• **Goal**
Exactly retype the lines from the top of the data through the line containing "const RED = '#ff2a4d';", leaving out every picture.
⟨
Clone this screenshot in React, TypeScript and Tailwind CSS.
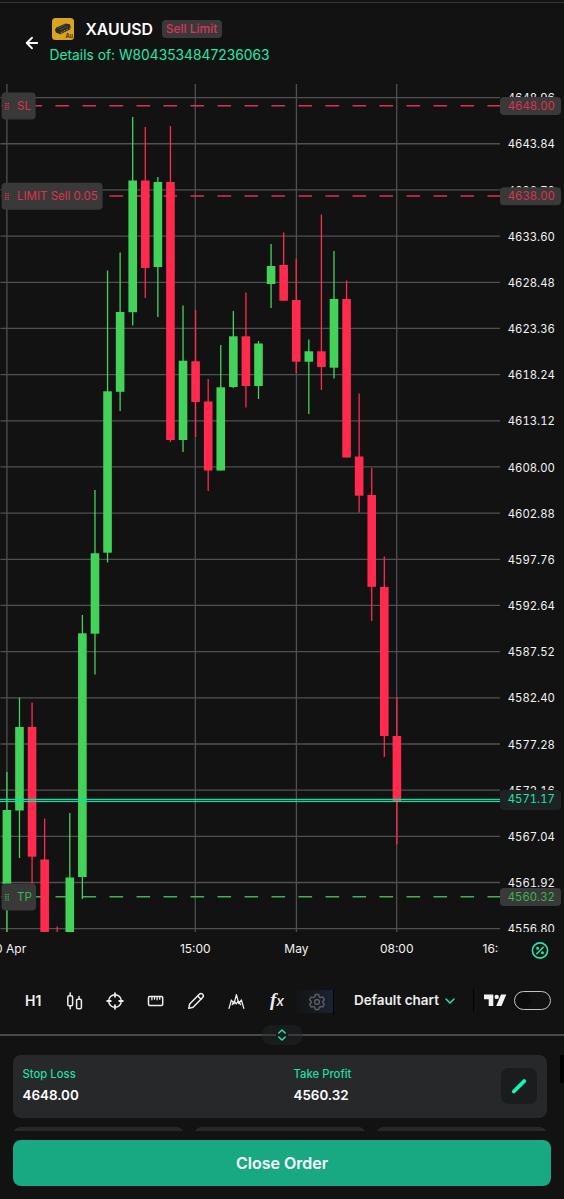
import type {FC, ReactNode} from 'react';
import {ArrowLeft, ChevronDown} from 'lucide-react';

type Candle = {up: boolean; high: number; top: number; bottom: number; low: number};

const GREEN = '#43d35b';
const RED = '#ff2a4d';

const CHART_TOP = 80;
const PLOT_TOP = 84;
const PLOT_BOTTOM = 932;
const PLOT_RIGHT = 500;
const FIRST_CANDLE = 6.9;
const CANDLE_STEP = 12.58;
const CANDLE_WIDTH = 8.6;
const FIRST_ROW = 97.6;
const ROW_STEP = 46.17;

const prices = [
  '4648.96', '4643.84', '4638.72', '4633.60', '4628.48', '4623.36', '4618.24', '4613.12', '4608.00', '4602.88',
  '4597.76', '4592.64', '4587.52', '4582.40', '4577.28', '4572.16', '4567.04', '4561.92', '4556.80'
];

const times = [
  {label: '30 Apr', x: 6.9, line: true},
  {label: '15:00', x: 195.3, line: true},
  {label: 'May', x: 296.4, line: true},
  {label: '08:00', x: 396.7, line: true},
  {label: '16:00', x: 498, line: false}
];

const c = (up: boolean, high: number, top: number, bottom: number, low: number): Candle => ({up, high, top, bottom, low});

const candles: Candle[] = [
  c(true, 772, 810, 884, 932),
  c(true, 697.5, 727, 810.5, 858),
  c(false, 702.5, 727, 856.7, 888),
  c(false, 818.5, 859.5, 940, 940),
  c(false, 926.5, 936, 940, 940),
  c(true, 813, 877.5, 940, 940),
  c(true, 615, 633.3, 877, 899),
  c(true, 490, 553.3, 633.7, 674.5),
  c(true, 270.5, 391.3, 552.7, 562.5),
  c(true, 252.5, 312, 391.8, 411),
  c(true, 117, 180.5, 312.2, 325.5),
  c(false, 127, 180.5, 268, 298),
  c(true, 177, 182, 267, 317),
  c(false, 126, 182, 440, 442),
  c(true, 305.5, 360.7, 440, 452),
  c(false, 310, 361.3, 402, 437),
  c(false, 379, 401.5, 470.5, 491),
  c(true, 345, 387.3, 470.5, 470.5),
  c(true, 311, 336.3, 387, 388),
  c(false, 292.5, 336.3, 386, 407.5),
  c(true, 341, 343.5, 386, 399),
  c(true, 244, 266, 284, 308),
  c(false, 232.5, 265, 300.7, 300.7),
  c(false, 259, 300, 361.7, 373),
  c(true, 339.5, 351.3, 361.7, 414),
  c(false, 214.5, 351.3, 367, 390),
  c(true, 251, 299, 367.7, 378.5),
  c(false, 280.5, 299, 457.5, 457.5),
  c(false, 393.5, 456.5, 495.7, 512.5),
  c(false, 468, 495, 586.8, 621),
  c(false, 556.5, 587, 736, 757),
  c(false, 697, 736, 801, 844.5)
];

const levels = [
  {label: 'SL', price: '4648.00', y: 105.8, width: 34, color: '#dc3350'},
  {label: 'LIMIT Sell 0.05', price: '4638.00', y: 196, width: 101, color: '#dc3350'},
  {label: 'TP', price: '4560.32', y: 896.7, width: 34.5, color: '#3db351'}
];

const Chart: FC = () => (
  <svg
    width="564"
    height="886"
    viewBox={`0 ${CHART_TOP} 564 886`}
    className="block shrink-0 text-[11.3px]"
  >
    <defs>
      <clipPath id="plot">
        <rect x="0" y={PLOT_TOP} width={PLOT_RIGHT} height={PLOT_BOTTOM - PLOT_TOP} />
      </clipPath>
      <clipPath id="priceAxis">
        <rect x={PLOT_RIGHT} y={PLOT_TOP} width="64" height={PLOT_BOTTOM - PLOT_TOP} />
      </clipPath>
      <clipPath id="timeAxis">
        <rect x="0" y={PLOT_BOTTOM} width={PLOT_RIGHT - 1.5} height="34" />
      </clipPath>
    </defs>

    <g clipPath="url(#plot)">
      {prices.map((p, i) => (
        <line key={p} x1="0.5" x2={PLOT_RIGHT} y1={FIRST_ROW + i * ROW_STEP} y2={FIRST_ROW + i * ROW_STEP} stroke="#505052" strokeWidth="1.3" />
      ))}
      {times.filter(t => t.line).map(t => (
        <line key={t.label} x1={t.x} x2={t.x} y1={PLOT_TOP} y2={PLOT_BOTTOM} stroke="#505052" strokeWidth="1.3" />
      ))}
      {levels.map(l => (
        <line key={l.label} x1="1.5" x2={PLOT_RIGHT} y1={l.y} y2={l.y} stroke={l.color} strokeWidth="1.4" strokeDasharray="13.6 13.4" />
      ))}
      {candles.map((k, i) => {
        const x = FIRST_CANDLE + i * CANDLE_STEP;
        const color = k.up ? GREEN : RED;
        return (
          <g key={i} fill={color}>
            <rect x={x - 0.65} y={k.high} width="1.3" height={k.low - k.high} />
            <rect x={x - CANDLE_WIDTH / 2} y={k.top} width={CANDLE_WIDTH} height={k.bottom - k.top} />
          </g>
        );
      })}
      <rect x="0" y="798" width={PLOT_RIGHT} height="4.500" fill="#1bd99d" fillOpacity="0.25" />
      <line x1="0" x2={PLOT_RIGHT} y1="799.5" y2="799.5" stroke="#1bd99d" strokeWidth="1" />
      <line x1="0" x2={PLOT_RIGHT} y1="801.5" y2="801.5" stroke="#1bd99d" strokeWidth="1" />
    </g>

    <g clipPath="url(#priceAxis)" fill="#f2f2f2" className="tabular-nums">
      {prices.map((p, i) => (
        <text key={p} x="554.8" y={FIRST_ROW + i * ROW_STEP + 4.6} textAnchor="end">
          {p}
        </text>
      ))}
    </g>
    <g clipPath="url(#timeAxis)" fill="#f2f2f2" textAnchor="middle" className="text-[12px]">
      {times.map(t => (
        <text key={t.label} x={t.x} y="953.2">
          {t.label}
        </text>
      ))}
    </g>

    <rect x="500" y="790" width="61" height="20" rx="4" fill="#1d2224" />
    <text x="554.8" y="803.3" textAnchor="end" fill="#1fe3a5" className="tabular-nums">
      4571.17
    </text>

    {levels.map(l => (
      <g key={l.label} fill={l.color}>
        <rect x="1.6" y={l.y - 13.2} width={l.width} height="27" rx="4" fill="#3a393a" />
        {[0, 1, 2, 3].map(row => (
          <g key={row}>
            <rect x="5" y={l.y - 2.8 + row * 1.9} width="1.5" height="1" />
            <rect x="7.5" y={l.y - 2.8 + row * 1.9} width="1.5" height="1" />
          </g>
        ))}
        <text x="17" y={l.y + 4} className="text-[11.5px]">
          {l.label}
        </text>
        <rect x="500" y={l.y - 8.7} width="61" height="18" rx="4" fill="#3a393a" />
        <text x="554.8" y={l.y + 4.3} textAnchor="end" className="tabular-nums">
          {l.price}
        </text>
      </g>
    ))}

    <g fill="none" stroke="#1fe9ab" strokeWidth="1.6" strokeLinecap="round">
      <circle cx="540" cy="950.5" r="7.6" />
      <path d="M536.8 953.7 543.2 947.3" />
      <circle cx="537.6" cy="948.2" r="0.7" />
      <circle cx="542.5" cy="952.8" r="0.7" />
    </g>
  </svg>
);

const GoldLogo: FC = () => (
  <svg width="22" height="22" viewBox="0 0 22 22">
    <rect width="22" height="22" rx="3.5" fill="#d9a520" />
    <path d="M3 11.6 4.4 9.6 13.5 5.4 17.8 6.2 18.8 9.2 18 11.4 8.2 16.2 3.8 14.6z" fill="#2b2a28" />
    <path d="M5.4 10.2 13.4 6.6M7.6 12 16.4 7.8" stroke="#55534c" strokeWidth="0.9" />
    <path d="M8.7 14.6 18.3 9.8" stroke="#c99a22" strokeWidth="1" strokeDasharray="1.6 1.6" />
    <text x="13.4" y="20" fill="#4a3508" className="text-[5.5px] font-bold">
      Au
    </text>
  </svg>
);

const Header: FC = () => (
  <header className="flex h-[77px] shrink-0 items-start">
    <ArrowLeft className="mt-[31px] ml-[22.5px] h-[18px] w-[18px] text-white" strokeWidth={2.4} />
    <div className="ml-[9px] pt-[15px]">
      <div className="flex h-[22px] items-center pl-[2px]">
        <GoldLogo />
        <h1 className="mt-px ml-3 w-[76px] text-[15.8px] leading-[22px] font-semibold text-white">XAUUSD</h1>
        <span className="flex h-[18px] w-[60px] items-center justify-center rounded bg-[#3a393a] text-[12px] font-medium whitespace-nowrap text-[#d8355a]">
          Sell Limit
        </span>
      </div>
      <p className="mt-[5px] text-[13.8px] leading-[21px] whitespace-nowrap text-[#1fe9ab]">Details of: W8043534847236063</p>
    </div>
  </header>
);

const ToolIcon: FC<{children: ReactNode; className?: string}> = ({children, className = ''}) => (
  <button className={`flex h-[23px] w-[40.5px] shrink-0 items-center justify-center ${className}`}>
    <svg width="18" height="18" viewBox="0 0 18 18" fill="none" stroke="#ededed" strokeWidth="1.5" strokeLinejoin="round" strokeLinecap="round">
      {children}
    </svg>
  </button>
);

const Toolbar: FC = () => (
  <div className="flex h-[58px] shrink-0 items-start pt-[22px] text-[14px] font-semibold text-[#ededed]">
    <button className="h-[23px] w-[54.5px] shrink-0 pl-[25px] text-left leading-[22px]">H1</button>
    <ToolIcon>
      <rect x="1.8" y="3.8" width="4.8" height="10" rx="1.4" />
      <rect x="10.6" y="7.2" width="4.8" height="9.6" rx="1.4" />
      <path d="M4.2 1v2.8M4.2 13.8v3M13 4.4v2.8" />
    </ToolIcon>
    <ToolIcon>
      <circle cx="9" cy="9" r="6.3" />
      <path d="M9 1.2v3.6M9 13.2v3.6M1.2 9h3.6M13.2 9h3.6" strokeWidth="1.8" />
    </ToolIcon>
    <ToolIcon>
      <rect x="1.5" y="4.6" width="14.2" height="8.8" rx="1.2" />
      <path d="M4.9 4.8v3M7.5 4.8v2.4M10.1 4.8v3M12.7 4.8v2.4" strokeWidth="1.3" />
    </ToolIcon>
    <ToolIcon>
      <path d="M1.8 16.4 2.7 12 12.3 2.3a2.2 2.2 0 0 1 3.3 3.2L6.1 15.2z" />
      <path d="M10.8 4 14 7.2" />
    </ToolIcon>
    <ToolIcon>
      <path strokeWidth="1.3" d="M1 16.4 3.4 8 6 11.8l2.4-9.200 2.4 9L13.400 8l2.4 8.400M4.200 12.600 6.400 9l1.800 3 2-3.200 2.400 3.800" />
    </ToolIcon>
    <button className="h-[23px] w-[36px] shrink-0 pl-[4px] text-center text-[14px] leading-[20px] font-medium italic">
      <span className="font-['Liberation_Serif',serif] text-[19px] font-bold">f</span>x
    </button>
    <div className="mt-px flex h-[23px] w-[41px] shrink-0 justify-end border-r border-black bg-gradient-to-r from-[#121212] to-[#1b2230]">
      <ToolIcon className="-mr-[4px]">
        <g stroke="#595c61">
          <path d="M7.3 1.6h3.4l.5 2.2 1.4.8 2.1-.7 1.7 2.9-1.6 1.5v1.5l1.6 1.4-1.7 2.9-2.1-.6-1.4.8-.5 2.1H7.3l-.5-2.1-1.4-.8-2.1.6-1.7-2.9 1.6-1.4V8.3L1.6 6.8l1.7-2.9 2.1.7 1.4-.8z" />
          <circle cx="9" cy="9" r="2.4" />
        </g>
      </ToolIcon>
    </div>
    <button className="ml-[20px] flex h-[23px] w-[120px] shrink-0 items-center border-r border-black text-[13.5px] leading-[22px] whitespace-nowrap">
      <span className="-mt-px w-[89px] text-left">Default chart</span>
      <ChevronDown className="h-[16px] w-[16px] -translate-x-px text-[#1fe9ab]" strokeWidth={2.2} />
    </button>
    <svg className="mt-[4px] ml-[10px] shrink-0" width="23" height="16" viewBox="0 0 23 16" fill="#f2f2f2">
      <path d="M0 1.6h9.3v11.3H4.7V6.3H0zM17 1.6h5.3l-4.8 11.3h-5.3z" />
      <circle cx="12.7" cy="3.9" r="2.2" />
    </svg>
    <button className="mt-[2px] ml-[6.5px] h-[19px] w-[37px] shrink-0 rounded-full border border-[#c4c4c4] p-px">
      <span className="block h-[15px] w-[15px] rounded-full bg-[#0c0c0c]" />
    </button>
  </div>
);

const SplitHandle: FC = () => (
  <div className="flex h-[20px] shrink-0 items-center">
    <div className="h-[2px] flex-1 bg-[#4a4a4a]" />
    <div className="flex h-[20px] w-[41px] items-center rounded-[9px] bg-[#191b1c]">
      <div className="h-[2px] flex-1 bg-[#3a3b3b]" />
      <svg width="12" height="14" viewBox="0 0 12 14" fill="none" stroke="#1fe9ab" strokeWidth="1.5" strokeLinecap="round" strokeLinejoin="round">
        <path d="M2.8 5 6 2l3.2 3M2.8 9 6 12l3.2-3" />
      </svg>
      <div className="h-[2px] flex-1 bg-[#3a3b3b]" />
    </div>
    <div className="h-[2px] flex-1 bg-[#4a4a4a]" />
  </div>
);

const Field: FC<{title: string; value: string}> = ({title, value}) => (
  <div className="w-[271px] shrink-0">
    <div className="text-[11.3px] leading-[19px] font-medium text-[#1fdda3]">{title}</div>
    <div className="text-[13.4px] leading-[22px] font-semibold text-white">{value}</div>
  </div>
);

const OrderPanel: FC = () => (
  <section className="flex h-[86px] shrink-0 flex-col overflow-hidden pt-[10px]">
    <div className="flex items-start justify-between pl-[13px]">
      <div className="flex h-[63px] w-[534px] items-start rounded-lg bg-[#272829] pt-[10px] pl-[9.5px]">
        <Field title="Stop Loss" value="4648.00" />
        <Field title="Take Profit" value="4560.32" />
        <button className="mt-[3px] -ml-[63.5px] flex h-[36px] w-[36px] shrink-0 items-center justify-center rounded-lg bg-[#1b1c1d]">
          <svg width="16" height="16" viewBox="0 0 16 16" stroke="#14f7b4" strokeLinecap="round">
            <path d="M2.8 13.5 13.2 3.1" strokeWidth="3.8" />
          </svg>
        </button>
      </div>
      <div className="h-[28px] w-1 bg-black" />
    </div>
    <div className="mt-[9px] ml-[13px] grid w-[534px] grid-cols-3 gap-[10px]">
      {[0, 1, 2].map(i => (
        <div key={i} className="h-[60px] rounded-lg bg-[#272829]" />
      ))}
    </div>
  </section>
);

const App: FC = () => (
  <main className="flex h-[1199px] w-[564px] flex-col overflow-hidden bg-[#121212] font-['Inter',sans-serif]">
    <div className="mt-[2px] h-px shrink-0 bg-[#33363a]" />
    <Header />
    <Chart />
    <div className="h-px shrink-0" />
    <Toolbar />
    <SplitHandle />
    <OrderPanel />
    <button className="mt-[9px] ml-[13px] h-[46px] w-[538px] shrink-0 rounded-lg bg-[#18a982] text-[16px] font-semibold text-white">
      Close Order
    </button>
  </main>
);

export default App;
⟩
• **Expected answer**
Clone this screenshot in React, TypeScript and Tailwind CSS.
import type {FC, ReactNode} from 'react';
import {ArrowLeft, ChevronDown} from 'lucide-react';

type Candle = {up: boolean; high: number; top: number; bottom: number; low: number};

const GREEN = '#43d35b';
const RED = '#ff2a4d';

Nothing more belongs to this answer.